Interesting ResCap FactOID – Court Rejects Effort to Disallow Portio...


In an opinion that will have a significant impact on the viability of debt for debt exchanges and out of court restructurings, Judge Martin Glenn of the U.S. Bankruptcy Court for the Southern District of New York has refused in the Chapter 11 case of Residential Capital LLC (“ResCap”) to disallow a portion of the claims of a class of junior secured noteholders (the “JSNs”) that constituted unamortized “original issue discount” arising from a fair market value exchange of notes several years earlier.  (Kelley Drye & Warren LLP represents the indenture trustee for the JSNs).  A contrary ruling would have cast a shadow over such exchanges and would make out of court restructurings far more difficult to achieve.  Judge Glenn’s opinion resolves a long-standing question left from the landmark Second Circuit Court of Appeals decision over twenty years ago in LTV Corp. v.

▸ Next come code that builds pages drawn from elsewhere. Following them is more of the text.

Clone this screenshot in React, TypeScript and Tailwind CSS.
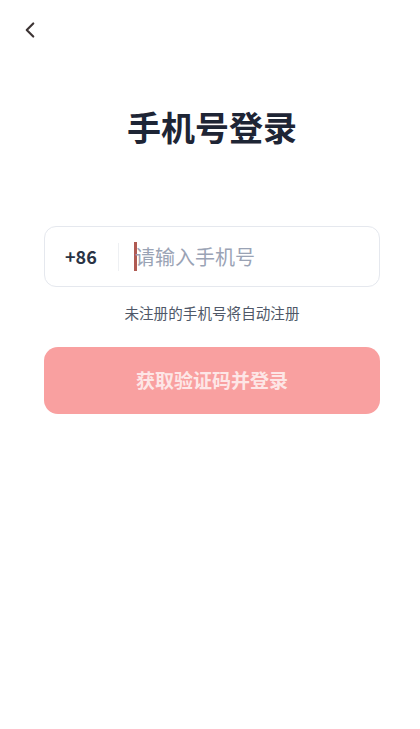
import { ChevronLeft } from 'lucide-react'

export default function App() {
  return (
    <div
      className="min-h-[729px] w-full bg-white"
      style={{ fontFamily: '"Noto Sans CJK SC", "Noto Sans", sans-serif' }}
    >
      {/* Header */}
      <div className="flex h-[60px] items-center px-[16px]">
        <button className="flex h-[28px] w-[28px] items-center justify-center text-[#3d3434]">
          <ChevronLeft size={26} strokeWidth={2} />
        </button>
      </div>

      {/* Title */}
      <h1 className="mt-[43px] pl-[4px] text-center text-[34px] font-bold leading-[48px] text-[#1e2535]">
        手机号登录
      </h1>

      <div className="mt-[75px] pl-[44px] pr-[40px]">
        {/* Phone input */}
        <div className="flex h-[61px] items-center rounded-[12px] border border-[#e5e8ee] bg-white">
          <span className="w-[73px] pl-[20px] text-[18px] font-semibold text-[#2a3345]">+86</span>
          <span className="h-[28px] w-px bg-[#eef0f3]" />
          <div className="ml-[15px] flex flex-1 items-center">
            <span className="h-[29px] w-[3px] bg-[#b05a52]" />
            <input
              className="ml-[-2px] w-full bg-transparent text-[20px] text-[#2a3345] outline-none placeholder:text-[#9aa3b5]"
              placeholder="请输入手机号"
            />
          </div>
        </div>

        <p className="mt-[16px] text-center text-[14.6px] leading-[20px] text-[#4f5868]">
          未注册的手机号将自动注册
        </p>

        <button className="mt-[24px] flex h-[67px] w-full items-center justify-center rounded-[14px] bg-[#f9a0a0] text-[19px] font-bold text-[#fde6e6]">
          获取验证码并登录
        </button>
      </div>
    </div>
  )
}
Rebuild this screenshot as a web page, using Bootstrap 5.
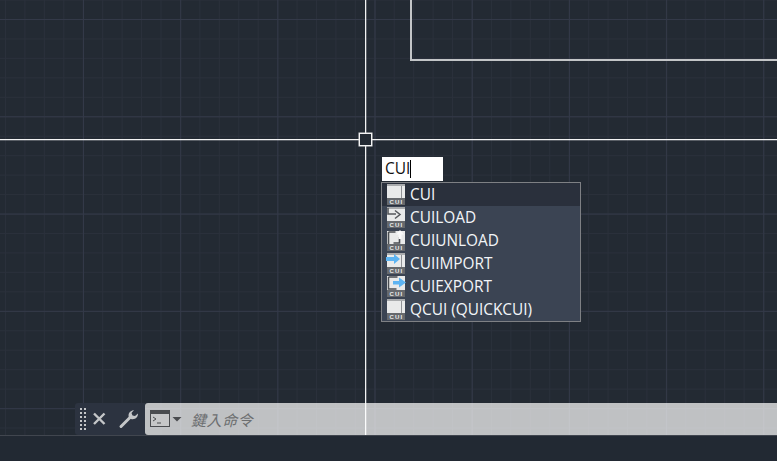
<!DOCTYPE html>
<html lang="zh-Hant">
<head>
<meta charset="utf-8">
<title>CUI</title>
<link href="https://cdn.jsdelivr.net/npm/bootstrap@5.3.0/dist/css/bootstrap.min.css" rel="stylesheet">
<style>
html,body{height:100%;margin:0;overflow:hidden;background:#222933}
body{font-family:"Open Sans","Noto Sans",sans-serif}
.cad-canvas{height:435px;position:relative;overflow:hidden;background-color:#232a33;
 background-image:
  linear-gradient(to right,#333948 1px,transparent 1px),
  linear-gradient(to bottom,#333948 1px,transparent 1px),
  linear-gradient(to right,#2a303b 1px,transparent 1px),
  linear-gradient(to bottom,#2a303b 1px,transparent 1px);
 background-size:97.2px 100%,100% 97.3px,19.44px 100%,100% 19.46px;
 background-position:83px 0,0 19px,5px 0,0 19px}
.cad-status{height:26px;background:#222933;border-top:1px solid #41464f}
.cad-rect{position:absolute;left:410px;top:-4px;width:400px;height:65px;border:2px solid #c3c5c7}
.cross-h{position:absolute;left:0;right:0;top:139px;height:1px;background:#f2f3f3;box-shadow:0 1px 0 rgba(255,255,255,.25)}
.cross-v{position:absolute;top:0;bottom:0;left:365px;width:1px;background:#f2f3f3;box-shadow:1px 0 0 rgba(255,255,255,.25)}
.pick-box{position:absolute;left:359px;top:133px;width:13px;height:13px;border:1px solid #f4f4f4;background:#232a33;box-shadow:0 0 0 .5px #dfe0e1}
.dyn-input{position:absolute;left:382px;top:157px;width:61px;height:24px;background:#fff;color:#111;font-size:15.5px;line-height:23px;padding-left:3px}
.dyn-input i{display:inline-block;width:1px;height:18px;background:#000;vertical-align:-4px}
.suggest{position:absolute;left:381px;top:182px;width:200px;height:140px;border:1px solid #7e8084;border-radius:0;background:#3b4453;--bs-list-group-bg:transparent;overflow:hidden}
.suggest .list-group-item{height:23px;padding:0 0 0 4px;border:0;background:transparent;color:#f2f5f8;font-size:15.4px;line-height:23px;display:flex;align-items:center;gap:4px}
.suggest .list-group-item.on{background:#2a303c}
.suggest svg{flex:none;display:block}
.cad-cmd{position:absolute;left:75px;right:0;top:403px;height:32px;display:flex}
.cmd-handle{width:70px;background:#2c3340;border-radius:3px 0 0 3px;position:relative;flex:none}
.cmd-handle svg{position:absolute;left:0;top:0}
.cmd-field{flex:1;background:rgba(255,255,255,.71);border-radius:3px 0 0 3px;display:flex;align-items:center;padding-left:5px}
.cmd-hint{font-family:"Noto Sans CJK TC","Noto Sans",sans-serif;font-style:italic;font-size:15px;letter-spacing:.6px;color:#6c6e70;margin-left:9px;line-height:1}
.cui-tag{font:700 6px "Liberation Sans",sans-serif;letter-spacing:1.2px;fill:#eceded}
</style>
</head>
<body>
<main class="cad-canvas">
 <div class="cad-rect"></div>
 <div class="cross-h"></div>
 <div class="cross-v"></div>
 <div class="pick-box"></div>
 <div class="dyn-input">CUI<i></i></div>
 <ul class="list-group suggest">
  <li class="list-group-item on"><svg width="20" height="21"><rect x="1" y="0" width="18" height="14" fill="#e9eaea"/><rect x="1" y="0" width="18" height="2" fill="#a9abad"/><rect x="15" y="2" width="1" height="12" fill="#8f9195"/><rect x="1" y="14" width="18" height="7" fill="#66696d"/><text x="3.500" y="19.500" class="cui-tag">CUI</text></svg>CUI</li>
  <li class="list-group-item"><svg width="20" height="21"><rect x="1" y="0" width="18" height="14" fill="#e9eaea"/><rect x="1" y="0" width="18" height="2" fill="#a9abad"/><rect x="1" y="14" width="18" height="7" fill="#66696d"/><text x="3.500" y="19.500" class="cui-tag">CUI</text><path d="M2 1v6h8" fill="none" stroke="#55585c" stroke-width="1.600"/><path d="M9 3.500 14 7.500 9 11.500" fill="none" stroke="#55585c" stroke-width="1.500"/></svg>CUILOAD</li>
  <li class="list-group-item"><svg width="20" height="21"><rect x="1" y="1" width="18" height="13" fill="#e9eaea"/><rect x="1" y="14" width="18" height="7" fill="#66696d"/><text x="3.500" y="19.500" class="cui-tag">CUI</text><path d="M2.500 2h7M2.500 2v12M7.500 13h6V7" fill="none" stroke="#4a4d52" stroke-width="1.600"/><path d="M14 0l4 4.500h-8z" fill="#fafafa"/><rect x="12.500" y="4" width="3" height="5" fill="#fafafa"/></svg>CUIUNLOAD</li>
  <li class="list-group-item"><svg width="20" height="21"><rect x="1" y="0" width="18" height="14" fill="#e9eaea"/><rect x="1" y="0" width="18" height="2" fill="#a9abad"/><rect x="15" y="2" width="1" height="12" fill="#8f9195"/><rect x="1" y="14" width="18" height="7" fill="#66696d"/><text x="3.500" y="19.500" class="cui-tag">CUI</text><rect x="0" y="4" width="9" height="4" fill="#5db4f2"/><path d="M8 1l6 5-6 5z" fill="#5db4f2"/></svg>CUIIMPORT</li>
  <li class="list-group-item"><svg width="20" height="21"><rect x="1" y="0" width="18" height="14" fill="#e9eaea"/><rect x="1" y="14" width="18" height="7" fill="#66696d"/><text x="3.500" y="19.500" class="cui-tag">CUI</text><path d="M2.500 1v12h8M2.500 1h9" fill="none" stroke="#4a4d52" stroke-width="1.500"/><rect x="7" y="5" width="8" height="3.500" fill="#5db4f2"/><path d="M13 1.500l7 5-7 5z" fill="#5db4f2"/></svg>CUIEXPORT</li>
  <li class="list-group-item"><svg width="20" height="21"><rect x="1" y="0" width="18" height="14" fill="#e9eaea"/><rect x="1" y="0" width="18" height="2" fill="#a9abad"/><rect x="15" y="2" width="1" height="12" fill="#8f9195"/><rect x="1" y="14" width="18" height="7" fill="#66696d"/><text x="3.500" y="19.500" class="cui-tag">CUI</text></svg>QCUI (QUICKCUI)</li>
 </ul>
 <div class="cad-cmd">
  <div class="cmd-handle">
   <svg width="70" height="32" viewBox="0 0 70 32">
    <g fill="#c4c6c8">
     <rect x="5" y="5" width="2" height="2"/><rect x="9" y="5" width="2" height="2"/>
     <rect x="5" y="9" width="2" height="2"/><rect x="9" y="9" width="2" height="2"/>
     <rect x="5" y="13" width="2" height="2"/><rect x="9" y="13" width="2" height="2"/>
     <rect x="5" y="17" width="2" height="2"/><rect x="9" y="17" width="2" height="2"/>
     <rect x="5" y="21" width="2" height="2"/><rect x="9" y="21" width="2" height="2"/>
     <rect x="5" y="25" width="2" height="2"/><rect x="9" y="25" width="2" height="2"/>
    </g>
    <path d="M19 10.500l10.500 10.500M29.500 10.500L19 21" stroke="#c4c6c8" stroke-width="2.400" fill="none"/>
    <path d="M46 23.500l10-10" stroke="#c4c6c8" stroke-width="3" stroke-linecap="round" fill="none"/>
    <path d="M54 14.500c-1.200-3 0-6.500 5-7.500l-2.500 3 1 2.500 2.500.5 3-2.500c0 3.500-2.500 6.500-7 5.500z" fill="#c4c6c8"/>
   </svg>
  </div>
  <div class="cmd-field">
   <svg width="32" height="18" viewBox="0 0 32 18">
    <rect x=".5" y=".5" width="19" height="16" fill="#c6c7c8" stroke="#4a4c4f"/>
    <rect x="1" y="1" width="18" height="3" fill="#4a4c4f"/>
    <path d="M3 7l3 2-3 2M7 13h4" stroke="#4a4c4f" stroke-width="1" fill="none"/>
    <path d="M22.500 7h9l-4.500 4.500z" fill="#4a4c4f"/>
   </svg>
   <span class="cmd-hint">鍵入命令</span>
  </div>
 </div>
</main>
<footer class="cad-status"></footer>
</body>
</html>
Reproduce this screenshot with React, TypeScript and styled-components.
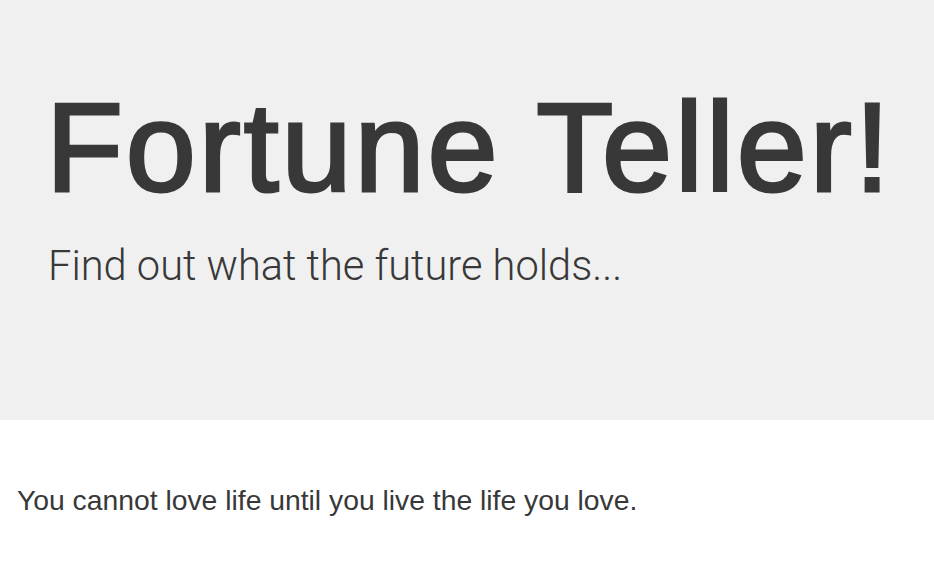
import React from 'react';
import styled, { createGlobalStyle } from 'styled-components';

const GlobalStyle = createGlobalStyle`
    html,
    body {
        margin: 0;
        padding: 0;
        background: #ffffff;
    }
    body {
        font-family: 'Liberation Sans', Arial, Helvetica, sans-serif;
        color: #383838;
    }
`;

const Jumbotron = styled.header`
    background: #f0f0f0;
    padding: 79px 46px 0;
    height: 420px;
    box-sizing: border-box;
`;

const Title = styled.h1`
    margin: 0 0 18px;
    font-size: 126px;
    line-height: 1.1;
    font-weight: 400;
    letter-spacing: 2.9px;
    -webkit-text-stroke: 3px #383838;
    white-space: nowrap;
`;

const Lead = styled.p`
    margin: 0;
    padding-left: 2px;
    font-family: Roboto, 'Liberation Sans', sans-serif;
    font-size: 41.6px;
    line-height: 60px;
    font-weight: 300;
    white-space: nowrap;
`;

const Content = styled.main`
    padding: 60px 17px 0;
`;

const Fortune = styled.p`
    margin: 0;
    font-size: 28.3px;
    line-height: 40px;
`;

function App() {
    return (
        <>
            <GlobalStyle />
            <Jumbotron>
                <Title>Fortune Teller!</Title>
                <Lead>Find out what the future holds...</Lead>
            </Jumbotron>
            <Content>
                <Fortune>You cannot love life until you live the life you love.</Fortune>
            </Content>
        </>
    );
}

export default App;
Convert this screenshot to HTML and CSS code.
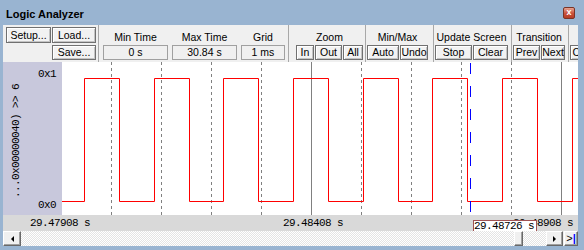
FILE: index.html
```html
<!DOCTYPE html>
<html lang="en">

<head>
    <meta charset="UTF-8">
    <title>Logic Analyzer</title>
    <link rel="stylesheet" href="styles.css">
</head>

<body>
    <div class="window">
        <div class="titlebar">
            <span class="title">Logic Analyzer</span>
            <span class="close">x</span>
        </div>

        <div class="client">
            <div class="toolbar">
                <div class="file-group">
                    <button class="btn">Setup...</button>
                    <button class="btn">Load...</button>
                    <button class="btn save">Save...</button>
                </div>
                <div class="sep"></div>

                <div class="time-group">
                    <div class="group-label">Min Time</div>
                    <div class="group-label">Max Time</div>
                    <div class="group-label">Grid</div>
                    <div class="value">0 s</div>
                    <div class="value">30.84 s</div>
                    <div class="value">1 ms</div>
                </div>
                <div class="sep"></div>

                <div class="group zoom-group">
                    <div class="group-label">Zoom</div>
                    <button class="btn">In</button>
                    <button class="btn">Out</button>
                    <button class="btn">All</button>
                </div>
                <div class="sep"></div>

                <div class="group minmax-group">
                    <div class="group-label">Min/Max</div>
                    <button class="btn">Auto</button>
                    <button class="btn">Undo</button>
                </div>
                <div class="sep"></div>

                <div class="group update-group">
                    <div class="group-label">Update Screen</div>
                    <button class="btn">Stop</button>
                    <button class="btn">Clear</button>
                </div>
                <div class="sep"></div>

                <div class="group transition-group">
                    <div class="group-label">Transition</div>
                    <button class="btn">Prev</button>
                    <button class="btn">Next</button>
                </div>
                <div class="sep"></div>

                <div class="group jump-group">
                    <div class="group-label">Jump to</div>
                    <button class="btn">Code</button>
                    <button class="btn">Trace</button>
                </div>
            </div>

            <div class="plot-row">
                <div class="signal-panel">
                    <div class="sig-name">...0x00000040) &gt;&gt; 6</div>
                    <div class="sig-range">
                        <span>0x1</span>
                        <span>0x0</span>
                    </div>
                </div>

                <svg class="plot" width="516" height="153" viewBox="0 0 516 153">
                    <!-- grid: 1 ms = 50px, every 5th line solid -->
                    <g class="grid-minor">
                        <line x1="49.5" y1="0" x2="49.5" y2="153" />
                        <line x1="99.5" y1="0" x2="99.5" y2="153" />
                        <line x1="149.5" y1="0" x2="149.5" y2="153" />
                        <line x1="199.5" y1="0" x2="199.5" y2="153" />
                        <line x1="299.5" y1="0" x2="299.5" y2="153" />
                        <line x1="349.5" y1="0" x2="349.5" y2="153" />
                        <line x1="399.5" y1="0" x2="399.5" y2="153" />
                        <line x1="449.5" y1="0" x2="449.5" y2="153" />
                    </g>
                    <g class="grid-major">
                        <line x1="249.5" y1="0" x2="249.5" y2="153" />
                        <line x1="499.5" y1="0" x2="499.5" y2="153" />
                    </g>

                    <path class="signal"
                        d="M0 139.5 H22.5 V16.5 H57.5 V139.5 H92.5 V16.5 H127.5 V139.5 H161.5 V16.5 H196.5 V139.5 H231.5 V16.5 H266.5 V139.5 H301.5 V16.5 H336.5 V139.5 H370.5 V16.5 H405.5 V139.5 H440.5 V16.5 H475.5 V139.5 H510.5 V16.5 H516" />

                    <line class="cursor" x1="408.5" y1="1" x2="408.5" y2="153" />
                </svg>
            </div>

            <svg class="axis" width="575" height="16" viewBox="0 0 575 16">
                <text class="axis-text" x="27" y="11">29.47908 s</text>
                <text class="axis-text" x="280" y="11">29.48408 s</text>
                <text class="axis-text" x="510" y="11">29.48908 s</text>
                <rect class="tip-box" x="470.5" y="5.5" width="63" height="14" />
                <text class="axis-text" x="471" y="14">29.48726 s</text>
            </svg>

            <div class="hscroll">
                <div class="sb-btn"><span class="arrow-left"></span></div>
                <div class="track">
                    <div class="thumb" style="left: 493px"></div>
                </div>
                <div class="sb-btn"><span class="arrow-right"></span></div>
                <div class="sb-btn sb-end">&gt;<span class="end-bar">|</span></div>
            </div>
        </div>
    </div>
</body>

</html>
```

FILE: styles.css
```css
body {
    margin: 0;
    font-family: "Liberation Sans", Arial, sans-serif;
    font-size: 10.5px;
}

.window {
    width: 584px;
    height: 250px;
    box-sizing: border-box;
    padding-bottom: 4px;
    background-color: #99b4d1;
    display: flex;
    flex-direction: column;
    overflow: hidden;
}

.titlebar {
    height: 25px;
    flex: none;
    display: flex;
    justify-content: space-between;
    padding: 0 9px 0 6px;
}

.title {
    font-weight: bold;
    font-size: 11px;
    line-height: 12px;
    margin-top: 8px;
}

.close {
    margin-top: 7px;
    width: 12px;
    height: 12px;
    box-sizing: border-box;
    border: 1px solid #7a3426;
    border-radius: 2px;
    background: linear-gradient(#e6a391, #c9503a 55%, #b63c24);
    color: white;
    font-weight: bold;
    font-size: 9px;
    line-height: 9px;
    text-align: center;
}

.client {
    flex: 1;
    min-height: 0;
    margin: 0 6px 0 3px;
    display: flex;
    flex-direction: column;
    background-color: #f0f0f0;
}

/* toolbar */

.toolbar {
    height: 37px;
    flex: none;
    box-sizing: border-box;
    padding-top: 2px;
    display: flex;
    overflow: hidden;
}

.sep {
    width: 1px;
    flex: none;
    margin-top: -2px;
    background-color: #a8a8a8;
}

.btn {
    width: 100%;
    height: 15px;
    box-sizing: border-box;
    margin: 0;
    padding: 0;
    font: inherit;
    line-height: 13px;
    color: #000;
    white-space: nowrap;
    overflow: hidden;
    border: 1px solid #707070;
    background-color: #f2f2f2;
    box-shadow: inset 1px 1px #fff, inset -1px -1px #c4c4c4;
}

.file-group {
    display: grid;
    grid-template-columns: 45px 44px;
    grid-template-rows: 16px 15px;
    column-gap: 1px;
    row-gap: 2px;
    margin: 0 2px 0 3px;
}

.file-group .btn {
    height: 100%;
}

.file-group .save {
    grid-column: 2;
}

.group-label {
    grid-column: 1 / -1;
    align-self: end;
    padding-bottom: 2px;
    line-height: 12px;
    text-align: center;
    white-space: nowrap;
}

.time-group {
    display: grid;
    grid-template-columns: 65px 65px 44px;
    grid-template-rows: 18px 15px;
    column-gap: 4px;
    margin: 0 3px 0 4px;
}

.time-group .group-label {
    grid-column: auto;
}

.value {
    height: 15px;
    box-sizing: border-box;
    border: 1px solid #a0a0a0;
    background-color: #f0f0f0;
    line-height: 13px;
    text-align: center;
}

.group {
    display: grid;
    grid-template-rows: 18px 15px;
    column-gap: 1px;
}

.zoom-group {
    grid-template-columns: 18px 27px 20px;
    margin: 0 2px 0 7px;
}

.minmax-group {
    grid-template-columns: 32px 28px;
    margin: 0 5px 0 1px;
}

.update-group {
    grid-template-columns: 37px 35px;
    margin: 0 3px 0 1px;
}

.transition-group {
    grid-template-columns: 27px 24px;
    margin: 0 3px 0 1px;
}

.jump-group {
    grid-template-columns: 30px 32px;
    margin-left: 1px;
}

/* signal plot */

.plot-row {
    height: 153px;
    flex: none;
    display: flex;
}

.signal-panel {
    width: 59px;
    flex: none;
    box-sizing: border-box;
    padding: 6px 6px 3px 7px;
    background-color: #c8c8dc;
    display: flex;
    font-family: "Liberation Mono", "DejaVu Sans Mono", monospace;
    font-size: 11px;
    letter-spacing: -0.6px;
}

.sig-name {
    writing-mode: vertical-rl;
    transform: rotate(180deg);
    align-self: flex-end;
    margin-bottom: 14px;
    line-height: 13px;
    white-space: nowrap;
}

.sig-range {
    flex: 1;
    display: flex;
    flex-direction: column;
    justify-content: space-between;
    align-items: flex-end;
    line-height: 13px;
}

.plot {
    display: block;
    background-color: #fff;
}

.grid-minor line {
    stroke: #808080;
    stroke-width: 1;
    stroke-dasharray: 3 3;
}

.grid-major line {
    stroke: #808080;
    stroke-width: 1;
}

.signal {
    fill: none;
    stroke: #ff0000;
    stroke-width: 1;
}

.cursor {
    stroke: #0000ff;
    stroke-width: 1;
    stroke-dasharray: 11 12;
}

.axis {
    display: block;
    flex: none;
    background-color: #d9d9d9;
}

.axis-text {
    font-family: "Liberation Mono", "DejaVu Sans Mono", monospace;
    font-size: 11px;
    letter-spacing: -0.6px;
    fill: #000;
}

.tip-box {
    fill: #fff;
    stroke: #a05252;
    stroke-width: 1;
}

/* horizontal scrollbar */

.hscroll {
    height: 15px;
    flex: none;
    display: flex;
}

.sb-btn {
    width: 18px;
    flex: none;
    box-sizing: border-box;
    display: flex;
    align-items: center;
    justify-content: center;
    background-color: #f0f0f0;
    border: 1px solid;
    border-color: #fff #696969 #696969 #fff;
    box-shadow: inset -1px -1px #a0a0a0;
}

.sb-btn + .sb-end {
    width: 14px;
    margin-left: 1px;
    font-size: 11px;
    line-height: 13px;
}

.hscroll .track + .sb-btn {
    width: 17px;
}

.end-bar {
    color: #0000ff;
    font-weight: bold;
}

.arrow-left {
    width: 0;
    height: 0;
    border-top: 3px solid transparent;
    border-bottom: 3px solid transparent;
    border-right: 3px solid #000;
}

.arrow-right {
    width: 0;
    height: 0;
    border-top: 3px solid transparent;
    border-bottom: 3px solid transparent;
    border-left: 3px solid #000;
}

.track {
    flex: 1;
    position: relative;
    background-color: #fff;
    background-image: repeating-conic-gradient(#e4e4e4 0 25%, #fff 0 50%);
    background-size: 2px 2px;
}

.thumb {
    position: absolute;
    top: 0;
    bottom: 0;
    width: 9px;
    box-sizing: border-box;
    background-color: #f0f0f0;
    border: 1px solid;
    border-color: #fff #696969 #696969 #fff;
    box-shadow: inset -1px -1px #a0a0a0;
}
```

Valley Fidelity Bank & Trust Company (In re Chateaugay Corp.).

“Original issue discount”, or “OID, typically arises when a bond is issued in a face amount that exceeds the amount actually paid by the purchaser.  The difference represents the interest on the bond.  Such notes are often referred to as “zero coupon bonds” because although the OID amortizes over the life of the bond, the interest does not get paid to the holder of the note until the date the note matures and becomes due.  Since Section 502(b) of the Bankruptcy Code disallows claims for “unmatured interest”, bankruptcy courts have disallowed claims arising from unamortized OID.

The IRS has determined that OID also arises for tax purposes in debt exchanges in which the old notes given up are worth less than the new notes issued.  Financially distressed companies often solicit such exchanges in the hope of obtaining financial relief and thereby avoiding the costs and disruptions of a Chapter 11 case.  Some exchanges are for notes in the same face amount (usually with reduced interest rates or extended maturities) and are referred to as “face value” exchanges.  Other debt exchanges involve the issuance of new notes with a principal amount that more closely reflects the market value of the old notes, thereby lessening the amount of debt on the issuer’s balance sheet.  These are referred to as “fair market value” exchanges.

In Chateaugay, the Second Circuit declined to reduce the claims of noteholders who had exchanged their notes in a face value exchange, ruling that in such situations unamortized OID should not be disallowed as “unmatured interest” under Section 502(b).  The court held that disallowing unamortized OID as unmatured interest would discourage out of court debt exchanges, and “would likely result in fewer out-of-court debt exchanges and more Chapter 11 filings.”  However, the Second Circuit expressly declined to extend its holding to fair market value exchanges, stating that it “might make sense” to treat unamortized OID as unmatured interest “where the corporation’s overall debt obligations are reduced.”

ResCap presented this precise situation.  In 2008, ResCap and its affiliates were reeling from the mortgage crisis.  In an effort to stave off bankruptcy and wishing to reduce the debt on its balance sheet, ResCap solicited a fair market value exchange in which it exchanged $6 billion in old notes for approximately $4 billion of new JSNs.

Over five years later, ResCap and its official committee of unsecured creditors (the “Committee”) were locked in a confirmation battle over the recovery to which the JSNs are entitled under ResCap’s plan of reorganization (the “Plan”).  In addition to battling over the value of the collateral securing the JSNs, the Committee commenced an adversary proceeding, raising the issue left unanswered by Chateaugay and seeking a determination that the JSNs’ claims should be reduced, arguing that the unamortized OID arising from the 2008 fair market value exchange should be disallowed as unmatured interest.

Judge Glenn, however, rejected the Committee’s effort to draw a distinction between face value exchanges and fair market value exchanges, and ruled that the Second Circuit’s holding in Chateaugay should apply equally to unamortized OID arising from both.  Judge Glenn noted that the only feature of a note that cannot be modified in a face value exchange is the principal amount of the debt.  Otherwise, in both face value exchanges and fair market value exchanges, the new notes offered may, among other things, be secured by new or additional collateral, have modified interest rates and maturity dates, be granted seniority of payment over other obligations, and enhanced by affiliate guaranties.  Accordingly, Judge Glenn determined “that there is no meaningful basis upon which to distinguish between the two types of exchanges.”

The Second Circuit stated in Chateaugay that if claims for unamortized OID arising out of face value exchanges were disallowed, “then creditors will be disinclined to cooperate in a consensual workout that might otherwise have rescued a borrower from the precipice of bankruptcy.”  A ruling that unamortized OID arising from fair market value exchanges should be treated differently would similarly have made successful out of court workouts much harder to achieve.  Judge Glenn’s extension of Chateaugay’s logic to apply with equal force to fair market value exchanges will make out of court workouts and restructurings easier for distressed companies to undertake.